Recovery Above $8 on News of Additional Bond Issuance
On February 6 in New York trading, shares of Lumen Technologies, Inc. (LUMN) jumped nearly 9% intraday, reclaiming the low‐$8 range. After opening at $7.57, the stock surged on news of a new bond issuance aimed at debt restructuring, closing around $8.30. Market capitalization climbed to about $8.51 billion—recouping almost $890 million in value lost the previous day.
$650 Million of 8.5% High-Coupon Bonds: Short-Term Burden vs. Lower Maturity Risk
Investors were spurred by Lumen’s announcement that its subsidiary, Level 3 Financing, would issue $650 million of senior unsecured notes due 2036 with an 8.5% coupon. Proceeds will fund a tender offer for higher-rate debt maturing in 2025 and beyond.
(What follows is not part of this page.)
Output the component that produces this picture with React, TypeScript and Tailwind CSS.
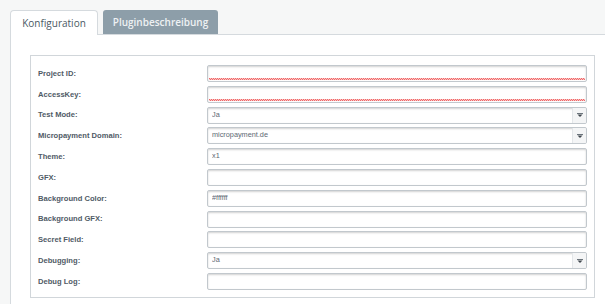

Despite the high coupon, the shift from near-term maturities to a longer schedule was viewed as reducing default risk, supporting the stock rally.
Structural Risks Remain: Interest Expense and Leverage Challenges
Still, many analysts caution that this rally may not mark the finish line for Lumen’s balance-sheet overhaul. The 8.5% coupon will further pile on annual interest expenses, potentially straining cash flow if revenue growth stalls. Given the company’s historically high leverage ratios and recurring negative margins, market observers warn that extending maturities alone won’t solve the leverage issue; Lumen must demonstrate both top-line growth and margin recovery.
February Earnings and Investor Day to Determine Next Leg
Looking ahead, Lumen’s Q4 2025 earnings release and Investor Day in early February will serve as the next critical tests. Investors will focus on the stability of Network-as-a-Service (NaaS) offerings and growth in cloud and security segments. If improved guidance and results follow the bond deal, the high-coupon issuance could be seen as a savvy maneuver to buy time. Conversely, failure to deliver growth may reignite leverage concerns and heighten share-price volatility.